I have a friend who is a turbo mechanic so he balanced the shaft with the impellers on it but at the time I hadn’t made the spacer which now runs between the bearings (to keep everything tight but still free, in theory) that may be a problem. I think it should be balanced well enough for what I want.

I’m using LPG and have a pretty good gas regulator that I’ll use. I know LPG is quite flammable and a little dangerous. Thats why I am going to have air running through the engine all the time (using the compressor or vacuum cleaner) and I’ll keep a flame burning at the back all the time as well. Sound like a good or bad idea? Hopefully I won't get a big build up of gas and have it suddenly explode.

It's at school at the moment so I think when I try to get it going I’ll do it at lunch time when no ones around.
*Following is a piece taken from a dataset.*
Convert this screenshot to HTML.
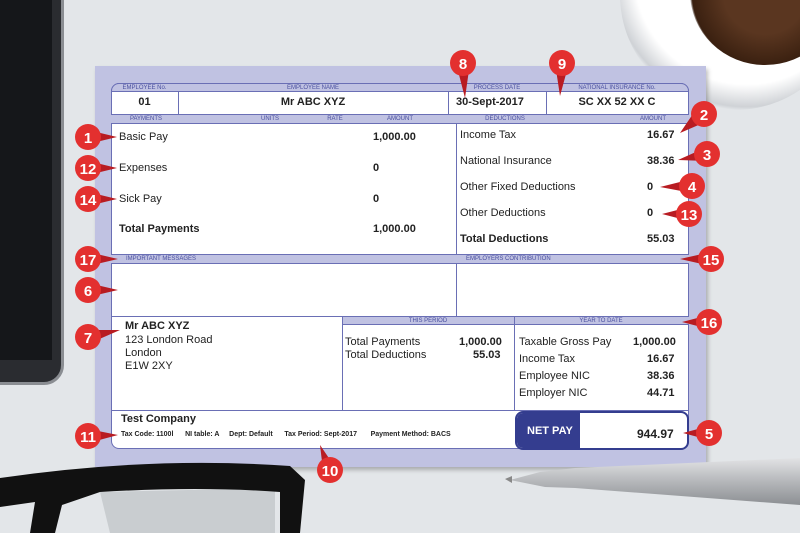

I had a bit of trouble making an igniter to light the gas. I had a spark plug and a coil which made a really good spark but would light the gas at all. I also made a glow plug which actually worked really well, when it got red it lit the gas straight away. The thing is it cools down too quickly so if you have air running through it to get it started it cools down and won't ignite the gas. Any ideas for a good igniter?

Cheers

 

[FredGarvin]

Well, it appears that you are doing a pretty good job covering the basics. LPG is probably the safer way to go than what I have heard. Plus you don't have to worry about vaporizing or atomizing the fuel.
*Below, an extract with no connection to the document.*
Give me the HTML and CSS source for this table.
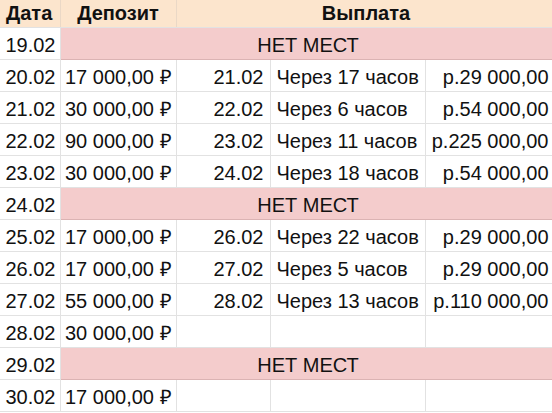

As far as the igniter goes, you're going to have to experiment. Have you tried anything akin to a pilot light? If you can use a separate LPG source and regulator, get a small flame going in the burner and hope the airflow doesn't extinguish it. If it does, you still would need a spark source of some kind to constantly be going off until you had a sustained burn. Perhaps an old car distributor set up?

I also forgot to ask, what are you using for a bearing lubrication scheme?

 

[Danger]

Agusta, that's a much more professional-looking thing than I was expecting. Looks like you did a fine job of it. Good luck.